It was raining when I woke up, which was several hours before I got up. I had breakfast, the cooked-in-the-pouch porridge and coffee, with extra made for the thermos (which just made the cut at send-back time).

But before breakfast: three aspirin.

I managed to eat without spilling, the bottom half of my body in the sleeping bag, and then dress and pack everything inside the tent. Everything but the tent, of course. By the time it was time to pack it, the rain had stopped.

There was a “bothy” at this spot. A bothy is an old building that has been repurposed as accommodation for hikers. It is usually an old stone homestead; sometimes it is a former “beya,” or place for animals.

Most bothies (I am told) have room for six or eight comfortably, but in bad weather hold 16 or 18. I have know idea how many people had stayed in this one. When I arrived at the camping area (which a man named Mark, who I walked the last hour with, described as “about the size of a baseball pitch”) I went by the bothy to take a look. One man was eating and another one was talking to him. Across the pitch 14 tents were pitched.

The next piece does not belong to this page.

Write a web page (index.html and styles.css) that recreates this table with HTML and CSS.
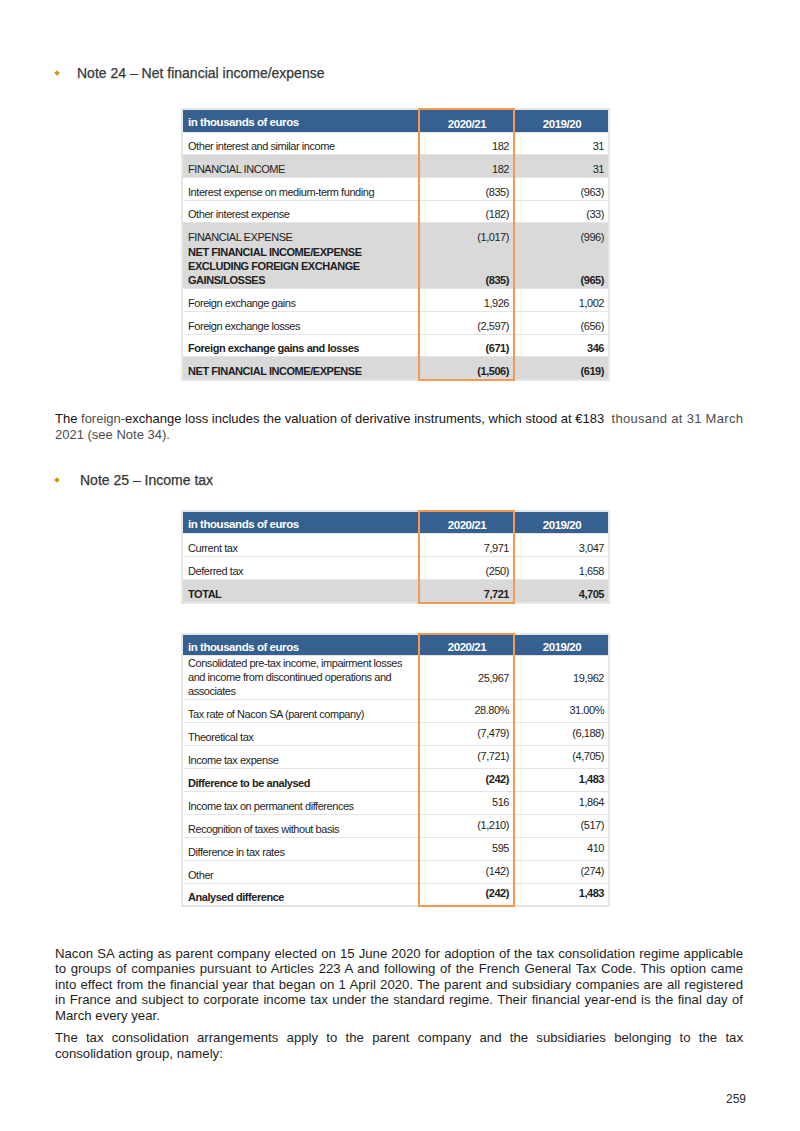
FILE: index.html
```html
<!DOCTYPE html>
<html lang="en">
<head>
<meta charset="utf-8">
<title>Notes 24-25</title>
<link rel="stylesheet" href="styles.css">
</head>
<body>
<div class="page">
  <h2 class="note note-24"><span class="bullet"></span><span class="note-title">Note 24 – Net financial income/expense</span></h2>

  <table class="fin t1">
    <colgroup><col class="c-label"><col class="c-num"><col class="c-num"></colgroup>
    <tr class="head h23">
      <th class="lbl">in thousands of euros</th><th class="yr cur">2020/21</th><th class="yr">2019/20</th>
    </tr>
    <tr class="r22"><td class="lbl">Other interest and similar income</td><td class="num cur">182</td><td class="num">31</td></tr>
    <tr class="r23 grey"><td class="lbl">FINANCIAL INCOME</td><td class="num cur">182</td><td class="num">31</td></tr>
    <tr class="r23"><td class="lbl">Interest expense on medium-term funding</td><td class="num cur">(835)</td><td class="num">(963)</td></tr>
    <tr class="r22"><td class="lbl">Other interest expense</td><td class="num cur">(182)</td><td class="num">(33)</td></tr>
    <tr class="r23 grey nosep"><td class="lbl">FINANCIAL EXPENSE</td><td class="num cur">(1,017)</td><td class="num">(996)</td></tr>
    <tr class="r41 grey bold"><td class="lbl multi">NET FINANCIAL INCOME/EXPENSE<br>EXCLUDING FOREIGN EXCHANGE<br>GAINS/LOSSES</td><td class="num cur">(835)</td><td class="num">(965)</td></tr>
    <tr class="r23"><td class="lbl">Foreign exchange gains</td><td class="num cur">1,926</td><td class="num">1,002</td></tr>
    <tr class="r23"><td class="lbl">Foreign exchange losses</td><td class="num cur">(2,597)</td><td class="num">(656)</td></tr>
    <tr class="r22 bold"><td class="lbl">Foreign exchange gains and losses</td><td class="num cur">(671)</td><td class="num">346</td></tr>
    <tr class="r23 grey bold last"><td class="lbl">NET FINANCIAL INCOME/EXPENSE</td><td class="num cur">(1,506)</td><td class="num">(619)</td></tr>
  </table>

  <p class="para p1"><span class="dk">The</span> <span class="gr">foreign-</span><span class="tight">exchange loss includes the valuation of derivative instruments, which stood at €183</span>&nbsp; <span class="gr wide">thousand at 31 March</span><br><span class="gr">2021 (see Note 34).</span></p>

  <h2 class="note note-25"><span class="bullet"></span><span class="note-title">Note 25 – Income tax</span></h2>

  <table class="fin t2">
    <colgroup><col class="c-label"><col class="c-num"><col class="c-num"></colgroup>
    <tr class="head h23">
      <th class="lbl">in thousands of euros</th><th class="yr cur">2020/21</th><th class="yr">2019/20</th>
    </tr>
    <tr class="r23"><td class="lbl">Current tax</td><td class="num cur">7,971</td><td class="num">3,047</td></tr>
    <tr class="r23"><td class="lbl">Deferred tax</td><td class="num cur">(250)</td><td class="num">1,658</td></tr>
    <tr class="r23 grey bold last"><td class="lbl">TOTAL</td><td class="num cur">7,721</td><td class="num">4,705</td></tr>
  </table>

  <table class="fin t3">
    <colgroup><col class="c-label"><col class="c-num"><col class="c-num"></colgroup>
    <tr class="head h22">
      <th class="lbl">in thousands of euros</th><th class="yr cur">2020/21</th><th class="yr">2019/20</th>
    </tr>
    <tr class="r42"><td class="lbl multi">Consolidated pre-tax income, impairment losses<br>and income from discontinued operations and<br>associates</td><td class="num cur">25,967</td><td class="num">19,962</td></tr>
    <tr class="r23"><td class="lbl">Tax rate of Nacon SA (parent company)</td><td class="num cur">28.80%</td><td class="num">31.00%</td></tr>
    <tr class="r23"><td class="lbl">Theoretical tax</td><td class="num cur">(7,479)</td><td class="num">(6,188)</td></tr>
    <tr class="r23"><td class="lbl">Income tax expense</td><td class="num cur">(7,721)</td><td class="num">(4,705)</td></tr>
    <tr class="r23 bold"><td class="lbl">Difference to be analysed</td><td class="num cur">(242)</td><td class="num">1,483</td></tr>
    <tr class="r23"><td class="lbl">Income tax on permanent differences</td><td class="num cur">516</td><td class="num">1,864</td></tr>
    <tr class="r23"><td class="lbl">Recognition of taxes without basis</td><td class="num cur">(1,210)</td><td class="num">(517)</td></tr>
    <tr class="r23"><td class="lbl">Difference in tax rates</td><td class="num cur">595</td><td class="num">410</td></tr>
    <tr class="r23"><td class="lbl">Other</td><td class="num cur">(142)</td><td class="num">(274)</td></tr>
    <tr class="r22 bold last"><td class="lbl">Analysed difference</td><td class="num cur">(242)</td><td class="num">1,483</td></tr>
  </table>

  <p class="para p2">Nacon SA acting as parent company elected on 15 June 2020 for adoption of the tax consolidation regime applicable to groups of companies pursuant to Articles 223 A and following of the French General Tax Code. This option came into effect from the financial year that began on 1 April 2020. The parent and subsidiary companies are all registered in France and subject to corporate income tax under the standard regime. Their financial year-end is the final day of March every year.</p>

  <p class="para p3">The tax consolidation arrangements apply to the parent company and the subsidiaries belonging to the tax consolidation group, namely:</p>

  <div class="page-num">259</div>
</div>
</body>
</html>
```

FILE: styles.css
```css
html, body {
  margin: 0;
  padding: 0;
  background: #ffffff;
}

.page {
  width: 688px;
  padding: 65px 57px 0 55px;
  font-family: "Liberation Sans", Arial, sans-serif;
  color: #222222;
}

/* Section headings */
.note {
  margin: 0;
  display: flex;
  align-items: center;
  height: 16px;
  font-size: 14px;
  font-weight: normal;
  color: #363636;
  line-height: 16px;
  -webkit-text-stroke: 0.25px #363636;
}
.note .bullet {
  display: inline-block;
  width: 4px;
  height: 4px;
  background: #d9920c;
  transform: rotate(45deg);
  margin-left: 0;
}
.note-24 .note-title { margin-left: 18px; }
.note-25 .note-title { margin-left: 21px; }
.note-25 { margin-top: 29px; }

/* Tables */
.fin {
  margin-left: 126px;
  width: 427px;
  border-collapse: collapse;
  table-layout: fixed;
  font-family: "Liberation Sans", Arial, sans-serif;
  font-size: 11px;
  letter-spacing: -0.45px;
  color: #1e1e1e;
  border: 2px solid #e6e6e6;
}
.fin col.c-label { width: 237px; }
.fin col.c-num { width: 95px; }

.t1 { margin-top: 27px; }
.t2 { margin-top: 22px; }
.t3 { margin-top: 29px; }

.fin tr { border-bottom: 1px solid #e4e4e4; }
.fin tr.nosep { border-bottom: none; }
.fin tr.last { border-bottom: none; }

.fin th, .fin td {
  padding: 0 4px 1px 5px;
  line-height: 14px;
  vertical-align: bottom;
}

.fin .head {
  background: #36608f;
  color: #ffffff;
}
.fin .head th {
  font-weight: bold;
  font-size: 11.5px;
  text-align: center;
  padding-bottom: 1px;
}
.fin .head th.lbl {
  text-align: left;
  vertical-align: top;
  padding-top: 5px;
}

.fin .h24 { height: 24px; }
.fin .h23 { height: 23px; }
.fin .h22 { height: 22px; }
.fin .r22 { height: 22px; }
.fin .r23 { height: 23px; }
.fin .r24 { height: 24px; }
.fin .r41 { height: 41px; }
.fin .r42 { height: 42px; }

.fin .grey { background: #d9d9d9; }
.fin .bold td { font-weight: bold; }

.fin td.num { text-align: right; }
.fin td.lbl.multi { padding-bottom: 1px; }

.t3 td.num { vertical-align: middle; padding-bottom: 3px; }
.t3 .r42 td.num { padding-bottom: 0; }

/* highlighted current-year column */
.fin .cur {
  border-left: 2px solid #f4994f;
  border-right: 2px solid #f4994f;
}
.fin .head .cur { border-top: 2px solid #f4994f; }
.fin .last .cur { border-bottom: 2px solid #f4994f; }

/* Paragraphs */
.para {
  margin: 0;
  font-size: 13px;
}
.p1 {
  margin-top: 30px;
  line-height: 16px;
  color: #1c1c1c;
  white-space: nowrap;
}
.p1 .gr { color: #4d4d4d; }
.p1 .dk { color: #111111; }
.p1 .tight { color: #151515; }
.p1 .wide { letter-spacing: 0.3px; }

.p2 {
  margin-top: 39px;
  font-size: 13.2px;
  line-height: 15.5px;
  text-align: justify;
  color: #1e1e1e;
}
.p3 {
  margin-top: 7px;
  font-size: 13.2px;
  line-height: 15.5px;
  text-align: justify;
  color: #1e1e1e;
}

.page-num {
  margin-top: 30px;
  margin-right: -3px;
  text-align: right;
  font-size: 12px;
  line-height: 16px;
  color: #2a2a2a;
}
```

This was all at the head of a “sea loch,” which is to say a long bay in from the sound. The water was the ocean; sea weed was rafted up on the stony beach. Just before I disappeared into my tent the previous night a man had walked up from the mudflats and paused in front of me. I said good evening and he said something, I forget what.

 

The sea loch

The sea loch

In a wee bit of conversation it emerged that he was out with his son, who worked in one of the Gulf States and was here on his first Challenge. (Whose idea it was is a matter of dispute).

The man’s name was Alan Mitchell and his son was Colin.   Alan was on his fifth crossing, but his wife, who was not in attendance, had done 10. And only one with Alan, which struck me as interesting.   I’m sure I said something about being heavily laden.

He had a pleasant face and blue eyes–a surprising number of blue eyes here–and white hair and a short beard. An outdoorsman he looked (and he is).  We said good night.  As I was heading out in the morning–only three tents were still up–I passed by the bothy.  He was standing in the door.

“You see you’re not the last,” he said.

I headed off up the glen (which is the name for a river valley) and soon enough they caught up with me. That was the beginning of a day and a half with Alan and Colin.